The Abuse was back breaking and only left deep wounds in the seemingly never ending life of abuse. Blame was a tennis ball flung back and fourth , too and fro. Blaming each other only left blanks and cervices in reality, and lies covered a life of abuse. Many a time we would blame each other to stop from being abused and tortured. But the screams of hearing the repercussions vividly turn blood cold. The earth seemed to rock at my fathers feet, and this torture only made our father and mother royalty in a life between the walls, the screams between those walls, This life they had made for us. Sorrow only proved to be a common feeling and was never out of reach, Sorrow played hopeless tricks on our minds and brought our souls to the floor. Yes blaming each other only seemed to be that form of be ridding of the harm, abuse and mind games at least temporarily. Similarly, Blaming our selves was also quit common. To prevent form hearing those heart wrenching cries. The screams of helplessness, the world of non peace that seemed to be never ending! Yes reader that’s how we all had gotten our titles within the walls of abuse. What we blamed ourselves for to stop from hearing those saddening cries and screams from our siblings ,only seemed to follow a never ending path that still stays beside me even today. Yes believe it our not, The simple thought of preventing pain leaves a crater in our lives. The accusing mind games of or parents only ensure that their words and accusations stay a part of our lives even when we be rid of this life of abuse.
The simple thought of protecting one another drew targets on our four head, and that person suddenly becomes the spotlight of the day, week or month. The entertainment, the omega, the dying soul. Hope never seemed to play a roll in our lives, and the fate of drenching in a life of abuse forever was a thought never seemed to be broken or fractured. Blaming our selves, blaming others, and just saying nothing defined the fate of this broken road of abuse .in witch we followed
Children in abusive situations such as my story can go all day with the stories of malicious treatments committed by their abusers. This story how ever does have a break and a conclusion. More importantly this story has a moral stand against an unreformed problem in our everyday society.

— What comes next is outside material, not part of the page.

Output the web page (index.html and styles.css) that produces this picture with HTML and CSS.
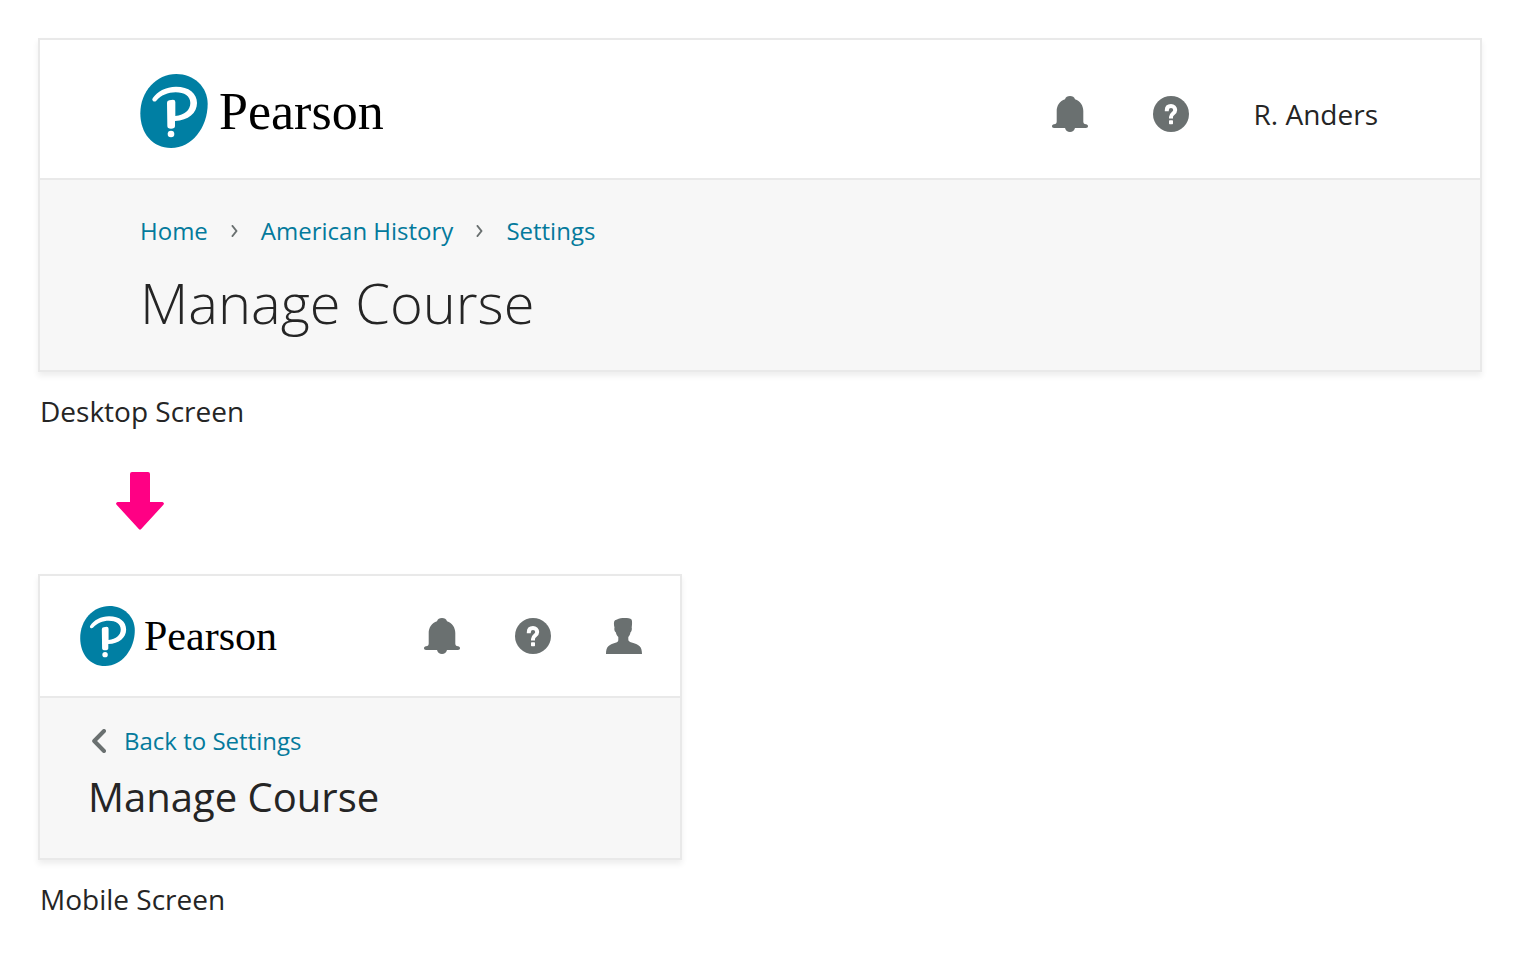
FILE: index.html
```html
<!DOCTYPE html>
<html lang="en">
<head>
<meta charset="utf-8">
<meta name="viewport" content="width=device-width, initial-scale=1">
<title>Manage Course</title>
<link rel="stylesheet" href="styles.css">
</head>
<body>
<svg class="sprite" aria-hidden="true">
  <symbol id="mark" viewBox="0 0 202 222">
    <path fill="#007fa3" d="M108 0C160 0 202 38 202 90C202 160 155 222 92 222C36 222 0 178 0 118C0 52 48 0 108 0Z"/>
    <path fill="#fff" d="M37 73C50 53 76 38 107 38C146 38 170 58 170 87C170 117 144 139 104 141L104 156Q104 164 92 164Q81 164 81 156L80 86Q80 80 87 79L98 77Q105 77 105 84L105 126C133 123 150 108 150 87C150 67 132 55 106 55C83 55 62 64 48 80Q43 85 38 81Q34 78 37 73Z"/>
    <circle cx="92" cy="180" r="10" fill="#fff"/>
  </symbol>
  <symbol id="bell" viewBox="0 0 36 36">
    <path fill="currentColor" d="M18 0C20.500 0 22.300 1.200 23 3.200C28.200 5 31.300 9.500 31.300 15V25.500C31.300 27.200 32 28 34 28.200C35.300 28.400 36 29.200 36 30.300C36 31.400 35.200 32 34 32H23C22.300 34.600 20.500 36 18 36S13.700 34.600 13 32H2C.8 32 0 31.400 0 30.300C0 29.200.7 28.400 2 28.200C4 28 4.700 27.200 4.700 25.500V15C4.700 9.500 7.800 5 13 3.200C13.700 1.200 15.500 0 18 0Z"/>
  </symbol>
  <symbol id="help" viewBox="0 0 36 36">
    <circle cx="18" cy="18" r="18" fill="currentColor"/>
    <path fill="none" stroke="#fff" stroke-width="4" d="M13.800 15.200V14.300C13.800 11.600 15.500 10 18 10S22.200 11.600 22.200 14C22.200 17.500 18 17.500 18 21V22.600"/>
    <rect x="16" y="24.300" width="4" height="3.900" rx=".7" fill="#fff"/>
  </symbol>
  <symbol id="user" viewBox="0 0 36 36">
    <path fill="currentColor" d="M11 1.500C13 .3 16 0 18.500 0C21.500 0 24.500.4 25.500 1.500C26.500 3 26 7 25.700 9.500C26.200 11 25.600 13.500 24.500 14.200C24.100 16.500 23.500 17.800 22.300 19V21.500C22.300 23.500 24 24 26.500 24.800C33 26.700 36 28.500 36 36H0C0 28.500 3 26.700 9.500 24.800C12 24 12.300 23.500 12.300 21.500V19C11 17.800 10.300 16.500 9.800 14.200C8.500 13.500 8 11 8.500 9.500C7.800 7 7.500 3.500 9 2.300Z"/>
  </symbol>
  <symbol id="next" viewBox="0 0 7 12">
    <path fill="none" stroke="#6a7070" stroke-width="2" stroke-linecap="round" stroke-linejoin="round" d="M1.500 1L5.500 6L1.500 11"/>
  </symbol>
  <symbol id="back" viewBox="0 0 18 24">
    <path fill="none" stroke="#6a7070" stroke-width="4" stroke-linecap="round" stroke-linejoin="round" d="M16 2L6.200 12L16 22"/>
  </symbol>
</svg>

<main class="page">
  <figure class="example">
    <div class="card">
      <header class="bar">
        <a class="brand" href="#"><svg class="brand-mark" aria-hidden="true"><use href="#mark"/></svg><span class="brand-name">Pearson</span></a>
        <div class="actions">
          <button class="action" type="button" aria-label="Notifications"><svg class="icon"><use href="#bell"/></svg></button>
          <button class="action" type="button" aria-label="Help"><svg class="icon"><use href="#help"/></svg></button>
          <button class="action" type="button">R. Anders</button>
        </div>
      </header>
      <div class="heading">
        <nav class="crumbs" aria-label="Breadcrumb">
          <a class="link" href="#">Home</a>
          <svg class="next" aria-hidden="true"><use href="#next"/></svg>
          <a class="link" href="#">American History</a>
          <svg class="next" aria-hidden="true"><use href="#next"/></svg>
          <a class="link" href="#">Settings</a>
        </nav>
        <h1 class="title">Manage Course</h1>
      </div>
    </div>
    <figcaption class="caption">Desktop Screen</figcaption>
  </figure>

  <svg class="arrow" viewBox="0 0 48 58" aria-hidden="true"><path fill="#ff0084" d="M16 0H32Q34 0 34 2V30H46.500Q49 31 47.200 33L25.200 57Q24 58.600 22.800 57L.8 33Q-1 31 1.500 30H14V2Q14 0 16 0Z"/></svg>

  <figure class="example">
    <div class="card card-mobile">
      <header class="bar">
        <a class="brand" href="#"><svg class="brand-mark" aria-hidden="true"><use href="#mark"/></svg><span class="brand-name">Pearson</span></a>
        <div class="actions">
          <button class="action" type="button" aria-label="Notifications"><svg class="icon"><use href="#bell"/></svg></button>
          <button class="action" type="button" aria-label="Help"><svg class="icon"><use href="#help"/></svg></button>
          <button class="action" type="button" aria-label="Account"><svg class="icon"><use href="#user"/></svg></button>
        </div>
      </header>
      <div class="heading">
        <a class="link back-link" href="#"><svg class="back" aria-hidden="true"><use href="#back"/></svg>Back to Settings</a>
        <h2 class="title">Manage Course</h2>
      </div>
    </div>
    <figcaption class="caption">Mobile Screen</figcaption>
  </figure>
</main>
</body>
</html>
```

FILE: styles.css
```css
* { box-sizing: border-box; }

body {
  margin: 0;
  background: #fff;
  color: #252525;
  font-family: "Open Sans", "Noto Sans", sans-serif;
}

.sprite { position: absolute; width: 0; height: 0; }

.page { padding: 38px; }

.example { margin: 0; }

.card {
  border: 2px solid #e9e9e9;
  background: #fff;
  box-shadow: 0 4px 6px rgba(0, 0, 0, 0.07);
}

.card-mobile { max-width: 644px; }

.bar {
  display: flex;
  justify-content: space-between;
  align-items: center;
  padding: 34px 102px 30px 100px;
  border-bottom: 2px solid #e9e9e9;
}

.card-mobile .bar { padding: 30px 38px 30px 40px; }

.brand {
  display: flex;
  align-items: center;
  gap: 11px;
  color: #000;
  text-decoration: none;
}

.brand-mark { width: 68px; height: 74px; }

.brand-name {
  padding-top: 2px;
  font: 52px/58px "Liberation Serif", serif;
}

.card-mobile .brand { gap: 9px; }
.card-mobile .brand-mark { width: 55px; height: 60px; }
.card-mobile .brand-name { padding-top: 0; font-size: 42px; line-height: 48px; }

.actions {
  display: flex;
  align-items: center;
  gap: 65px;
  padding-top: 6px;
}

.card-mobile .actions { gap: 55px; padding-top: 0; }

.action {
  display: flex;
  padding: 0;
  border: 0;
  background: none;
  color: inherit;
  font: inherit;
  font-size: 28px;
  line-height: 36px;
  cursor: pointer;
}

.icon { width: 36px; height: 36px; color: #6a7070; }

.heading {
  padding: 34px 100px 30px;
  background: #f7f7f7;
}

.card-mobile .heading { padding: 26px 48px 34px; }

.crumbs {
  display: flex;
  flex-wrap: wrap;
  align-items: center;
  gap: 23px;
}

.link {
  color: #047a9c;
  font-size: 24px;
  line-height: 34px;
  text-decoration: none;
}

.next { width: 7px; height: 12px; }

.back-link { display: flex; align-items: center; gap: 18px; }

.back { width: 18px; height: 24px; }

.title {
  margin: 16px 0 0;
  font-size: 56px;
  font-weight: 300;
  line-height: 76px;
}

.card-mobile .title {
  margin-top: 12px;
  font-size: 40px;
  font-weight: 400;
  line-height: 54px;
}

.caption {
  margin-top: 20px;
  padding-left: 2px;
  font-size: 28px;
  line-height: 38px;
}

.arrow {
  display: block;
  width: 48px;
  height: 58px;
  margin: 42px 0 44px 78px;
}
```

On February the 3rd of 2010 I reported my father for child abuse and domestic violence. One day he pushed the envelope to far by deciding to beat the crap out of his wife “my step mom” right in front of us, I couldn’t take it. I ran bare foot in the snow all the way to the fire station to call for help. I don’t know why it took me so long to do so, but I believe that god gave me the courage to get up, and run. To make a stand that says, I am living life for me not for my parents. I later reported my step mom for her abusive behavior on the 29th of February that same year. Their rights as parents have been striped, and they no longer can contact us.

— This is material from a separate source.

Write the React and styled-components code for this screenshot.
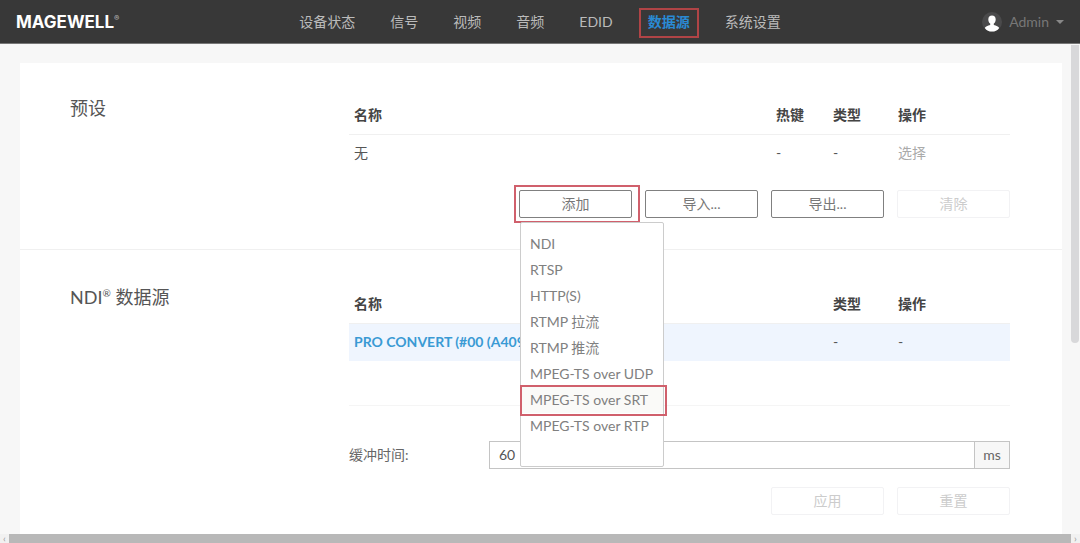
import React, { useState } from 'react';
import styled, { createGlobalStyle, css } from 'styled-components';

const navItems = ['设备状态', '信号', '视频', '音频', 'EDID', '数据源', '系统设置'];

const sourceTypes = [
  'NDI',
  'RTSP',
  'HTTP(S)',
  'RTMP 拉流',
  'RTMP 推流',
  'MPEG-TS over UDP',
  'MPEG-TS over SRT',
  'MPEG-TS over RTP',
];

const Header = () => (
  <TopBar>
    <Logo href="#home">
      MAGEWELL<LogoMark>®</LogoMark>
    </Logo>
    <Nav>
      {navItems.map((item) => (
        <NavLink key={item} href={`#${item}`} $active={item === '数据源'}>
          {item}
        </NavLink>
      ))}
    </Nav>
    <UserButton type="button">
      <svg width="20" height="20" viewBox="0 0 20 20" aria-hidden="true">
        <circle cx="10" cy="10" r="10" fill="#4a4a4b" />
        <path
          d="M10 3.6c-2.3 0-3.7 1.6-3.7 3.8 0 1.7.8 3.3 1.9 4.2v1.4c-2.500.7-4.800 1.400-5.400 2.900C4.600 18.600 7.100 19.600 10 19.600s5.400-1 7.200-3.700c-.6-1.500-2.900-2.200-5.400-2.900v-1.400c1.100-.9 1.900-2.500 1.900-4.200 0-2.200-1.400-3.800-3.700-3.800z"
          fill="#fff"
        />
      </svg>
      <span>Admin</span>
      <Caret />
    </UserButton>
  </TopBar>
);

const PresetSection = ({ isOpen, onToggle }) => (
  <Section>
    <Title>预设</Title>
    <div>
      <Table>
        <thead>
          <tr>
            <Th>名称</Th>
            <Th $width="57px">热键</Th>
            <Th $width="65px">类型</Th>
            <Th $width="117px">操作</Th>
          </tr>
        </thead>
        <tbody>
          <Row>
            <Td>无</Td>
            <Td>-</Td>
            <Td>-</Td>
            <Td $muted>选择</Td>
          </Row>
        </tbody>
      </Table>
      <ButtonRow>
        <AddBox>
          <Button type="button" aria-expanded={isOpen} onClick={onToggle}>
            添加
          </Button>
          {isOpen && (
            <Menu>
              {sourceTypes.map((type) => (
                <li key={type}>
                  <MenuItem type="button" $marked={type === 'MPEG-TS over SRT'}>
                    {type}
                  </MenuItem>
                </li>
              ))}
            </Menu>
          )}
        </AddBox>
        <Button type="button">导入...</Button>
        <Button type="button">导出...</Button>
        <Button type="button" disabled>
          清除
        </Button>
      </ButtonRow>
    </div>
  </Section>
);

const NdiSection = ({ buffer, onChange }) => (
  <Section>
    <Title>
      NDI<sup>®</sup> 数据源
    </Title>
    <div>
      <Table>
        <thead>
          <tr>
            <Th>名称</Th>
            <Th $width="65px">类型</Th>
            <Th $width="117px">操作</Th>
          </tr>
        </thead>
        <tbody>
          <Row $selected>
            <Td>PRO CONVERT (#00 (A409</Td>
            <Td>-</Td>
            <Td>-</Td>
          </Row>
        </tbody>
      </Table>
      <Divider />
      <Field>
        <label htmlFor="buffer">缓冲时间:</label>
        <InputGroup>
          <Input id="buffer" type="text" value={buffer} onChange={onChange} />
          <Unit>ms</Unit>
        </InputGroup>
      </Field>
      <ButtonRow>
        <Button type="button" disabled>
          应用
        </Button>
        <Button type="button" disabled>
          重置
        </Button>
      </ButtonRow>
    </div>
  </Section>
);

const App = () => {
  const [isOpen, setIsOpen] = useState(true);
  const [buffer, setBuffer] = useState('60');

  return (
    <Page>
      <GlobalStyle />
      <Header />
      <Body>
        <Card>
          <PresetSection isOpen={isOpen} onToggle={() => setIsOpen(!isOpen)} />
          <NdiSection buffer={buffer} onChange={(e) => setBuffer(e.target.value)} />
        </Card>
        <ScrollTrack>
          <ScrollThumb />
        </ScrollTrack>
      </Body>
      <BottomBar>
        <Arrow>‹</Arrow>
        <BottomThumb />
        <Arrow>›</Arrow>
      </BottomBar>
    </Page>
  );
};

const GlobalStyle = createGlobalStyle`
  * {
    box-sizing: border-box;
  }

  body {
    margin: 0;
    background: #f7f7f7;
    color: #666;
    font: 14px/20px Lato, 'Noto Sans CJK SC', sans-serif;
  }

  button,
  input {
    font: inherit;
  }
`;

const marker = css`
  content: '';
  position: absolute;
  border: 2px solid #d0606c;
  pointer-events: none;
`;

const Page = styled.div`
  display: flex;
  flex-direction: column;
  height: 100vh;
  overflow: hidden;
`;

const TopBar = styled.header`
  display: grid;
  grid-template-columns: 1fr auto 1fr;
  align-items: center;
  flex: none;
  height: 44px;
  padding: 0 16px;
  background: #383838;
  border-bottom: 1px solid #777;
`;

const Logo = styled.a`
  display: flex;
  color: #fff;
  font-family: Inter, sans-serif;
  font-size: 17px;
  font-weight: 700;
  text-decoration: none;
`;

const LogoMark = styled.span`
  color: #aaa;
  font-size: 8px;
  line-height: 12px;
`;

const Nav = styled.nav`
  display: flex;
  gap: 35px;
`;

const NavLink = styled.a`
  position: relative;
  color: ${({ $active }) => ($active ? '#2a8ad4' : '#bbb')};
  font-weight: ${({ $active }) => ($active ? 700 : 400)};
  text-decoration: none;

  &::after {
    ${({ $active }) =>
      $active &&
      css`
        ${marker}
        inset: -4px -9px -6px;
        border-color: #b04446;
      `}
  }
`;

const UserButton = styled.button`
  display: flex;
  align-items: center;
  justify-self: end;
  gap: 7px;
  padding: 0;
  border: 0;
  background: none;
  color: #777;
`;

const Caret = styled.span`
  border: 4px solid transparent;
  border-top-color: #888;
  border-bottom: 0;
`;

const Body = styled.div`
  display: flex;
  flex: 1;
  min-height: 0;
`;

const Card = styled.main`
  flex: 1;
  margin: 19px 9px 0 20px;
  background: #fff;
`;

const Section = styled.section`
  display: grid;
  grid-template-columns: 279px 1fr;
  padding: 33px 52px 31px 50px;

  & + & {
    padding-top: 35px;
    border-top: 1px solid #f0f0f0;
  }
`;

const Title = styled.h2`
  margin: 0;
  color: #555;
  font-size: 18px;
  font-weight: 400;
  line-height: 24px;

  sup {
    font-size: 10px;
    line-height: 0;
  }
`;

const Table = styled.table`
  width: 100%;
  border-collapse: collapse;
  table-layout: fixed;
`;

const Th = styled.th`
  width: ${({ $width }) => $width || 'auto'};
  height: 38px;
  padding: 0 5px;
  color: #444;
  font-weight: 700;
  text-align: left;
`;

const Td = styled.td`
  height: 38px;
  padding: 0 5px;
  color: ${({ $muted }) => ($muted ? '#aaa' : '#555')};
`;

const Row = styled.tr`
  background: ${({ $selected }) => ($selected ? '#eff5fe' : 'none')};
  box-shadow: inset 0 1px #f0f0f0;

  ${Td}:first-child {
    ${({ $selected }) =>
      $selected &&
      css`
        color: #3a9ad4;
        font-weight: 700;
      `}
  }
`;

const ButtonRow = styled.div`
  display: flex;
  justify-content: flex-end;
  gap: 13px;
  margin-top: 18px;
`;

const Button = styled.button`
  width: 113px;
  height: 28px;
  padding: 0;
  border: 1px solid #808080;
  border-radius: 2px;
  background: #fff;
  color: #777;

  &:disabled {
    border-color: #f2f2f4;
    color: #ccc;
  }
`;

const AddBox = styled.div`
  position: relative;

  &::after {
    ${marker}
    inset: -5px -8px -5px -5px;
  }
`;

const Menu = styled.ul`
  position: absolute;
  top: 32px;
  left: 1px;
  z-index: 1;
  width: 144px;
  margin: 0;
  padding: 8px 0 27px;
  border: 1px solid #ccc;
  border-radius: 2px;
  background: #fff;
  list-style: none;
`;

const MenuItem = styled.button`
  position: relative;
  display: block;
  width: 100%;
  height: 26px;
  padding: 0 9px;
  border: 0;
  background: ${({ $marked }) => ($marked ? '#fafaf8' : 'none')};
  color: #808080;
  text-align: left;
  white-space: nowrap;

  &::after {
    ${({ $marked }) =>
      $marked &&
      css`
        ${marker}
        inset: -2px -4px -3px -1px;
      `}
  }
`;

const Divider = styled.hr`
  margin: 44px 0 35px;
  border: 0;
  border-top: 1px solid #f5f5f5;
`;

const Field = styled.div`
  display: grid;
  grid-template-columns: 140px 1fr;
  align-items: center;
`;

const InputGroup = styled.div`
  display: flex;
  height: 28px;
  border: 1px solid #c4c4c4;
`;

const Input = styled.input`
  flex: 1;
  min-width: 0;
  padding: 0 9px;
  border: 0;
  color: #555;
`;

const Unit = styled.span`
  display: flex;
  align-items: center;
  justify-content: center;
  width: 35px;
  border-left: 1px solid #c4c4c4;
  background: #f7f7f7;
`;

const ScrollTrack = styled.div`
  width: 9px;
  padding-top: 1px;
`;

const ScrollThumb = styled.div`
  width: 8px;
  height: 61%;
  border-radius: 0 0 4px 4px;
  background: #d8d8da;
`;

const BottomBar = styled.footer`
  display: flex;
  flex: none;
  height: 9px;
  background: #f1f1f1;
`;

const BottomThumb = styled.div`
  flex: 1;
  background: #b8b8b8;
`;

const Arrow = styled.span`
  width: 9px;
  color: #999;
  font-size: 10px;
  line-height: 8px;
  text-align: center;
`;

export default App;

Now my siblings and I are in foster care. My elder brother, my sister, and I ended up with the most loving foster mom in the whole world.. Antonio ;my little brother, lives with another foster parent, and the girls love him at school. And as for Devin, he got to go live with his loving caring father in
Although the memories still replay in my mind, I know that I have the need for others to know this story to help them make my stand against child abuse. As for other abused people out there who under go abuse, you are survivors. If you still are being abused, I encourage you to do something more important then just life, to live. To get the courage to say you are through with the abuse. Talk to your counselors at school, to friends, read the stories of survivors of abuse.
I want you to read this quote from my father, for he was abused as a child and made the same mistake to his own children,
“Those of us who have experienced the hell of child abuse know there are so many layers of horror and a list could go on about the instances of malicious treatments. As children we should feel the warmth and comfort of our parents and learn to trust and be secure in a world full of adventures. One factor that complicates child abuse so much more is when the abusers are our own parents. Their lies, excuses and cover ups make lives of innocent children even more complicated and surreal. I know some of you will be able to relate to much of what I'm saying, others will relate to just a few parts. Those of you who had loving and fortunate lives and cannot relate, please know many of us are surviving, some walking upright, some walking broken, some with heads up, others with heads down but all of us have in common that we are SURVIVORS.”
I Can’t beg you enough to help put a stop to child abuse, make my stand. Help me in a growing war against domestic abuse. My father is right about one thing, We all are survivors, Everyone has their war story’s, but what individualizes your character form the world, is what you are going to change. What action you will make for change. Will you stop abusers from controlling others? Will you be that friend to others that need you as part of their successful story of a changing their life of abuse?
The answer will always lye in action. Your action. Our Action. Change is in your hands. Will you make that Stand? I believe in you!!! Take action to change lives consumed in abuse.
Thank you for reading my story.
Regards,
Vinchenzo Olivero
“I don’t need to know you to understand humanity and to know that we as people can do incredible things. We all have that spark, that light of life within us and we can become masters of our own universe if we believe in ourselves. There is no reason to take the blame for someone else’s wrong doings. We don't have to keep on living in shackles. We can set ourselves free. I believe that we all can have a positive impact in this life. As part of my life philosophy I do believe that we have to be careful what we put out. The more negative, malicious, or just simply bad the things we do to others, the harder the consequences are for our own lives. Whether you believe in Gods punishment, Karma, or energy, the wisdom carried away is always the same and universal to all cultures, to humanity in general, we are obligated to be the best we can be and let a positive life guide our path.”